An analogy to what you’re asking is “How much should I expect to pay for somebody to write me a book?” Well, what kind of book? Are you talking about a 10-page short story a high schooler could write or the next edition of Britannica?
Slight hi-jack. Addresses suck. There is no good way to pigeon hole them. I work with one application that tries to link different databases together based on address. On is proprietary, one is not.
To echo what other people are saying, there’s not enough information here. If you search on the web for “Non Disclosure Agreement” or NDA, you’ll find a million of them. This is just a contract preventing disclosure to third parties in exchange for the right to see something. Find one you like.
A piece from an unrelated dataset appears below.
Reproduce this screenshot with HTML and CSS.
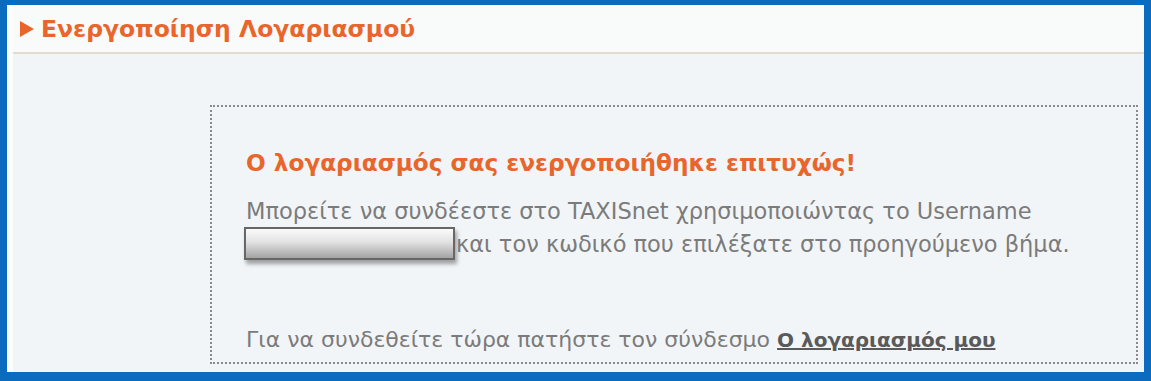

Then, find a programmer you’re NOT planning to hire for the job (my email address is in my profile, and there are approximately 200 billion other programmers on this board, plus hundreds more at the CS department of your local university – pick seniors, professors, or grad students, just because they’ve got more experience.) Send them the NDA, and when you get it back signed, send a complete description of the problem, and ask for an off-the-cuff ballpark estimate. You might want to pay a little bit for this ($25 or so) – it will make the programmer more serious about it, and may strengthen the force of the NDA.
They’ll tell you what level of programmer you need (cross-platform data translation may very well be beyond a college student; they often don’t have multi-platform experience), and roughly how much effort it will take. Note the word “roughly:” studies show that programmers nearly always underestimate effort by a significant margin; double their estimate before you start. They’ll also tell you if you’ve underspecified the problem, in which case you may want to work with them to improve the specification (expect this to cost about $35-50 an hour).
On Edit: Also, remember that programmers vary enormously in their competence, experience, and speed–perhaps more than any other profession. Get recommendations and references, and CALL THEM.